Conflict is part of everyday life, typically arising from differences in viewpoints on an issue. These differences are essential to enable us to reflect and challenge our own and others’ thinking, create and develop new ideas and to share understanding. However, commonly conflict is perceived as negative, a source of tension and disruption, leading to poor morale and low productivity. Worse still it can escalate to result in situations involving aggression, depression, absenteeism or many other undesirable outcomes. Whether your interest is in the well being of your staff and colleagues, their effect on the bottom line, or the legal implications for your organisation, managing conflict is fast becoming an essential skill at all levels.
I’ve worked with a number of different groups recently, using conflict management techniques in different ways – whether teaching the skills to deal with conflict within the workplace, or applying the techniques to groups with known difficulties to reach a positive way forward. Working with Mike Cockburn we used drama based learning with Newcastle University to allow participants to practice skills in a safe environment, one participant described this as one of the most useful workshops they have ever attended.

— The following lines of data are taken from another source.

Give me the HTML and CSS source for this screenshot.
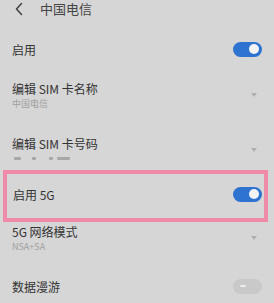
FILE: index.html
```html
<!DOCTYPE html>
<html lang="zh-CN">
<head>
    <meta charset="UTF-8">
    <meta name="viewport" content="width=device-width, initial-scale=1.0">
    <title>中国电信</title>
    <link rel="stylesheet" href="styles.css">
</head>
<body>

    <div class="header">
        <svg class="back" width="10" height="14" viewBox="0 0 10 14">
            <path d="M7.5 1.5 L2.5 7 L7.5 12.5" fill="none" stroke="#444" stroke-width="1.6" stroke-linecap="round" stroke-linejoin="round"/>
        </svg>
        <span class="title">中国电信</span>
    </div>

    <div class="row row-switch">
        <span class="label">启用</span>
        <span class="toggle on"></span>
    </div>

    <div class="row row-two first">
        <div class="texts">
            <div class="label">编辑 SIM 卡名称</div>
            <div class="sub">中国电信</div>
        </div>
        <span class="arrow"></span>
    </div>

    <div class="row row-two second">
        <div class="texts">
            <div class="label">编辑 SIM 卡号码</div>
            <div class="sub masked">
                <span class="mask m1"></span>
                <span class="mask m2"></span>
                <span class="mask m3"></span>
                <span class="mask m4"></span>
            </div>
        </div>
        <span class="arrow"></span>
    </div>

    <!-- highlighted row -->
    <div class="highlight">
        <div class="row row-inner">
            <span class="label">启用 5G</span>
            <span class="toggle on"></span>
        </div>
    </div>

    <div class="row row-two third">
        <div class="texts">
            <div class="label">5G 网络模式</div>
            <div class="sub">NSA+SA</div>
        </div>
        <span class="arrow"></span>
    </div>

    <div class="row row-switch">
        <span class="label">数据漫游</span>
        <span class="toggle off"></span>
    </div>

</body>
</html>
```

FILE: styles.css
```css
body {
    margin: 0;
    padding: 0;
    background-color: #d6d6d6;
    font-family: "Noto Sans CJK SC", "Noto Sans", sans-serif;
    color: #333;
    width: 274px;
    height: 303px;
    overflow: hidden;
}

.header {
    height: 25px;
    padding-top: 2px;
    display: flex;
    align-items: flex-start;
}

.back {
    margin: 0 0 0 14px;
}

.title {
    margin-left: 16px;
    font-size: 13px;
    line-height: 14px;
    color: #444;
}

.row {
    display: flex;
    align-items: center;
    justify-content: space-between;
    padding: 0 12px;
}

.label {
    font-size: 12px;
    line-height: 15px;
    color: #333;
}

.sub {
    margin-top: 2px;
    font-size: 9px;
    line-height: 11px;
    color: #a0a0a0;
}

.row-switch {
    height: 44px;
}

.row-two.first {
    padding-top: 10px;
    padding-bottom: 17px;
}

.row-two.second {
    padding-top: 10px;
    padding-bottom: 6px;
}

.row-two.third {
    padding-top: 2px;
    padding-bottom: 12px;
}

.arrow {
    width: 0;
    height: 0;
    margin-right: 5px;
    border-left: 3px solid transparent;
    border-right: 3px solid transparent;
    border-top: 4px solid #b0b0b0;
}

.masked {
    display: flex;
    align-items: center;
    height: 11px;
}

.mask {
    height: 3px;
    background-color: #a8a8a8;
    border-radius: 1px;
}

.m1 { width: 7px; margin-left: 2px; }
.m2 { width: 4px; margin-left: 11px; }
.m3 { width: 4px; margin-left: 13px; }
.m4 { width: 13px; margin-left: 4px; }

.toggle {
    position: relative;
    width: 29px;
    height: 15px;
    border-radius: 8px;
}

.toggle.on {
    background-color: #2f73d0;
}

.toggle.on::after {
    content: "";
    position: absolute;
    right: 3px;
    top: 2.5px;
    width: 10px;
    height: 10px;
    border-radius: 50%;
    background-color: #f4f4f4;
}

.toggle.off {
    background-color: #c9c9c9;
}

.toggle.off::after {
    content: "";
    position: absolute;
    left: 7px;
    top: 6.5px;
    width: 6px;
    height: 2px;
    border-radius: 1px;
    background-color: #ececec;
}

.highlight {
    margin: 0 6px 0 3px;
    height: 44px;
    border: 4px solid #f08aa9;
}

.row-inner {
    height: 40px;
    padding: 0 2px 4px 6px;
}
```
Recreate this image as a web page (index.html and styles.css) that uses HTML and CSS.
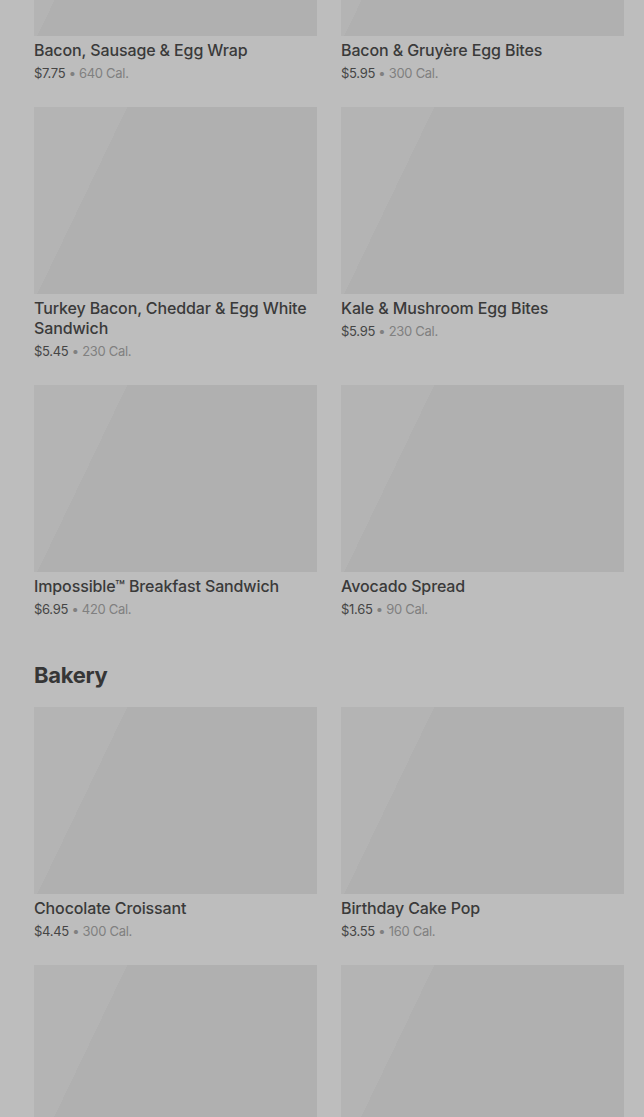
FILE: index.html
```html
<!DOCTYPE html>
<html lang="en">
<head>
  <meta charset="UTF-8">
  <meta name="viewport" content="width=device-width, initial-scale=1.0">
  <title>Menu</title>
  <link rel="stylesheet" href="styles.css">
</head>
<body>
  <main class="menu">
    <section class="section">
      <div class="grid">
        <div class="item">
          <div class="thumb"></div>
          <div class="name">Bacon, Sausage &amp; Egg Wrap</div>
          <div class="meta"><span class="price">$7.75</span> • 640 Cal.</div>
        </div>
        <div class="item">
          <div class="thumb"></div>
          <div class="name">Bacon &amp; Gruyère Egg Bites</div>
          <div class="meta"><span class="price">$5.95</span> • 300 Cal.</div>
        </div>
        <div class="item">
          <div class="thumb"></div>
          <div class="name">Turkey Bacon, Cheddar &amp; Egg White Sandwich</div>
          <div class="meta"><span class="price">$5.45</span> • 230 Cal.</div>
        </div>
        <div class="item">
          <div class="thumb"></div>
          <div class="name">Kale &amp; Mushroom Egg Bites</div>
          <div class="meta"><span class="price">$5.95</span> • 230 Cal.</div>
        </div>
        <div class="item">
          <div class="thumb"></div>
          <div class="name">Impossible™ Breakfast Sandwich</div>
          <div class="meta"><span class="price">$6.95</span> • 420 Cal.</div>
        </div>
        <div class="item">
          <div class="thumb"></div>
          <div class="name">Avocado Spread</div>
          <div class="meta"><span class="price">$1.65</span> • 90 Cal.</div>
        </div>
      </div>
    </section>

    <section class="section">
      <h2 class="section-title">Bakery</h2>
      <div class="grid">
        <div class="item">
          <div class="thumb"></div>
          <div class="name">Chocolate Croissant</div>
          <div class="meta"><span class="price">$4.45</span> • 300 Cal.</div>
        </div>
        <div class="item">
          <div class="thumb"></div>
          <div class="name">Birthday Cake Pop</div>
          <div class="meta"><span class="price">$3.55</span> • 160 Cal.</div>
        </div>
        <div class="item">
          <div class="thumb"></div>
        </div>
        <div class="item">
          <div class="thumb"></div>
        </div>
      </div>
    </section>
  </main>
</body>
</html>
```

FILE: styles.css
```css
body {
  margin: 0;
  background-color: #bdbdbd;
  font-family: Inter, "Noto Sans", Arial, sans-serif;
  color: #3a3a3a;
  overflow: hidden;
}
.menu {
  /* page is scrolled part way into the breakfast list */
  margin-top: -151px;
  padding: 0 20px 0 34px;
}
.section + .section {
  margin-top: 43px;
}
.section-title {
  margin: 0 0 18px;
  font-size: 22px;
  line-height: 28px;
  font-weight: 700;
  letter-spacing: -0.3px;
  color: #363636;
}
.grid {
  display: grid;
  grid-template-columns: 283px 283px;
  column-gap: 24px;
  row-gap: 25px;
}
.thumb {
  height: 187px;
  background: linear-gradient(115.7deg, #b4b4b4 0%, #b4b4b4 25%, #b0b0b0 25%, #b0b0b0 100%);
}
.name {
  margin-top: 4px;
  font-size: 16px;
  line-height: 20px;
  font-weight: 500;
  letter-spacing: -0.12px;
  color: #3a3a3a;
}
.meta {
  margin-top: 4px;
  font-size: 13px;
  line-height: 18px;
  letter-spacing: -0.3px;
  color: #808080;
}
.price {
  color: #454545;
}
```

In another groups we used the models and strategies developed by Kenneth Cloke and Thomas-Kilmann to both explore our own individual style and approach to conflict and also other potential ways we could approach the issue. A key issue with most people is their tendency to have an emotional reaction and make it a personal issue, so the methods around focusing on the problem not the people, and appreciating alternative perspectives and interests is really powerful.